# symptoms when hashis hits



## daisydaisy (May 12, 2010)

the wave of hash. my tsh is 2.27 right now just got to that dose as was in the tourism range few months ago. I am on .83synthroid as .75 wasn't enough couple months ago. I have a sinus infection now and in penicillin but I know hashi also hit me again. shaky a bit verrryyy nauseous and the runs and dizzy which the penicillin also causes this too a bit but I had it before I started the meds and it's not the first time. docs say ride the wave maybe increase my paxil temporarily to calm my nerves . my legs n arms hurt. my endo said it's just the attack, how do u cope and what synptoms do u get


----------



## Andros (Aug 26, 2009)

daisydaisy said:


> the wave of hash. my tsh is 2.27 right now just got to that dose as was in the tourism range few months ago. I am on .83synthroid as .75 wasn't enough couple months ago. I have a sinus infection now and in penicillin but I know hashi also hit me again. shaky a bit verrryyy nauseous and the runs and dizzy which the penicillin also causes this too a bit but I had it before I started the meds and it's not the first time. docs say ride the wave maybe increase my paxil temporarily to calm my nerves . my legs n arms hurt. my endo said it's just the attack, how do u cope and what synptoms do u get


There are many here who have Hashimoto's and I am sure they will be along after the New Year's.

Meanwhile, you do sound hyper. Have you had any antibodies' tests such as those listed below?

TSI
Normally, there is no TSI in the blood. If TSI is found in the blood, this indicates that the thyroid stimulating immunoglobulin is the cause of the of a person's hyperthyroidism. 
http://www.medicineonline.com/topics/t/2/Thyroid-Stimulating-Immunoglobulin/TSI.html

TPO (antimicrosomal antibodies) TBII (thyrotropin-binding inhibitory immunoglobulin), Thyroglobulin Ab, ANA (antinuclear antibodies), (thyroid hormone panel) TSH, Free T3, Free T4.

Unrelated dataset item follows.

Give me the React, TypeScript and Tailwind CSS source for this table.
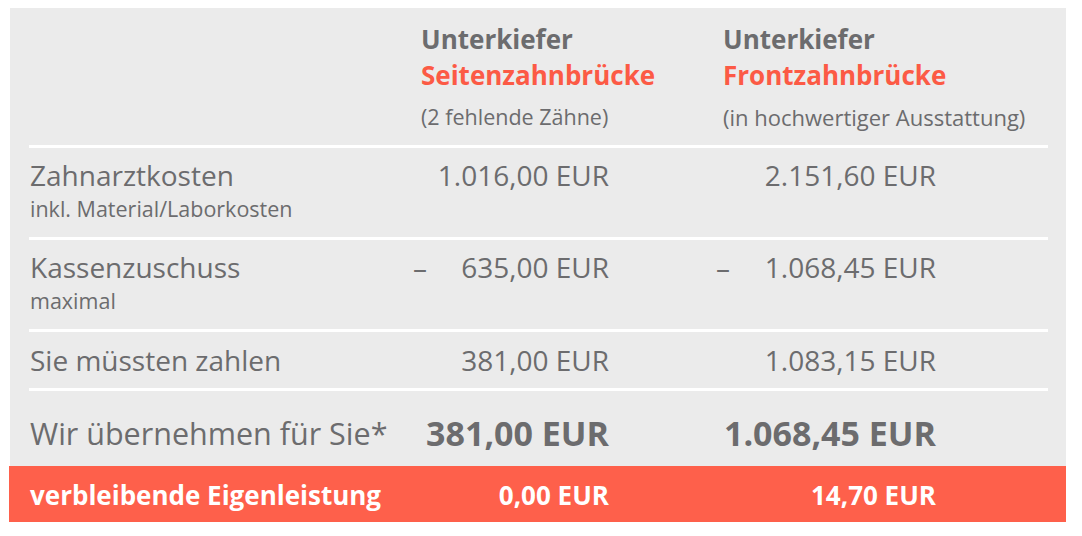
const FONT = { fontFamily: "'Open Sans', 'Noto Sans', sans-serif" };

type Row = {
  label: string;
  note?: string;
  a: string;
  b: string;
  minus?: boolean;
};

const rows: Row[] = [
  { label: "Zahnarztkosten", note: "inkl. Material/Laborkosten", a: "1.016,00 EUR", b: "2.151,60 EUR" },
  { label: "Kassenzuschuss", note: "maximal", a: "635,00 EUR", b: "1.068,45 EUR", minus: true },
];

function Value({ value, minus, width }: { value: string; minus?: boolean; width: string }) {
  return (
    <div className={`flex items-start justify-end whitespace-nowrap ${width}`}>
      {minus && <span className="mr-auto -ml-[7px]">–</span>}
      <span>{value}</span>
    </div>
  );
}

function Rule() {
  return <div className="h-[3px] bg-white" />;
}

export default function App() {
  return (
    <div className="bg-white pt-2 pl-[10px] w-[1082px] h-[536px]" style={FONT}>
      <div className="w-[1056px] bg-[#ebebeb] pl-[19px] pr-[18px] text-[#6c6c6e]">
        {/* header */}
        <div className="grid grid-cols-[391px_303px_1fr] pt-[13px] h-[137px]">
          <div />
          <div className="pl-px">
            <div className="text-[26px] font-bold leading-[36px]">Unterkiefer</div>
            <div className="text-[26px] font-bold leading-[36px] text-[#fc5a45]">Seitenzahnbrücke</div>
            <div className="text-[21.5px] leading-[28px] mt-[10px]">(2 fehlende Zähne)</div>
          </div>
          <div>
            <div className="text-[26px] font-bold leading-[36px]">Unterkiefer</div>
            <div className="text-[26px] font-bold leading-[36px] text-[#fc5a45]">Frontzahnbrücke</div>
            <div className="text-[22px] leading-[28px] mt-[10px]">(in hochwertiger Ausstattung)</div>
          </div>
        </div>
        <Rule />

        {rows.map((r) => (
          <div key={r.label}>
            <div className="grid grid-cols-[391px_303px_1fr] h-[89px] pt-[10px] text-[28px] leading-[34px]">
              <div className="pl-px">
                <div>{r.label}</div>
                <div className="text-[21.5px] leading-[34px]">{r.note}</div>
              </div>
              <Value value={r.a} minus={r.minus} width="w-[189px]" />
              <Value value={r.b} minus={r.minus} width="w-[213px]" />
            </div>
            <Rule />
          </div>
        ))}

        <div className="grid grid-cols-[391px_303px_1fr] h-[56px] items-center text-[28px]">
          <div className="pl-px">Sie müssten zahlen</div>
          <Value value="381,00 EUR" width="w-[189px]" />
          <Value value="1.083,15 EUR" width="w-[213px]" />
        </div>
        <div className="h-[3px] bg-white" />

        <div className="grid grid-cols-[391px_303px_1fr] h-[75px] items-center pt-[10px]">
          <div className="pl-px text-[30.5px]">Wir übernehmen für Sie*</div>
          <Value value="381,00 EUR" width="w-[189px] font-bold text-[34px]" />
          <Value value="1.068,45 EUR" width="w-[213px] font-bold text-[34px]" />
        </div>
      </div>

      <div className="w-[1057px] -ml-px bg-[#fe604b] pl-[20px] pt-[3px] text-white font-bold text-[26px] h-[56px] grid grid-cols-[391px_303px_1fr] items-center">
        <div className="pl-px">verbleibende Eigenleistung</div>
        <Value value="0,00 EUR" width="w-[189px]" />
        <Value value="14,70 EUR" width="w-[213px]" />
      </div>
    </div>
  );
}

You can look this stuff up here and more.........
http://www.labtestsonline.org/

Have you had ultra-sound to see if there are any suspicious nodules or other irregularities?

It sounds like you are having a tough time of it.


----------



## daisydaisy (May 12, 2010)

yes I had an ultrasound and right side is a wee bigger no concerns. I am getting a fever and headache from the sinus infection oh joy off to bed. I know penicillin can also cause some jitters too plus the infection will keepmu posted Ty for the reply


----------



## Andros (Aug 26, 2009)

daisydaisy said:


> yes I had an ultrasound and right side is a wee bigger no concerns. I am getting a fever and headache from the sinus infection oh joy off to bed. I know penicillin can also cause some jitters too plus the infection will keepmu posted Ty for the reply


I sure hope the penicillin kicks in and you feel better soon.

And, you are very welcome.


----------



## jumpinjiminy (Nov 27, 2010)

Symptoms with flare ups ? I've only had 2 that I know of but here are the symptoms they had in common:

Fatigue
Depressed mood
Need for 12 hours of sleep a day
Flushing of the face, neck and chest areas
Increase in body temp., sometimes climbing into the feverish range
Blurred vision

I won't even list the neuro symptoms, because they're too numerous and make me sound like a hypochondriac. We don't know yet if they're related to the Hashi's or something else.


----------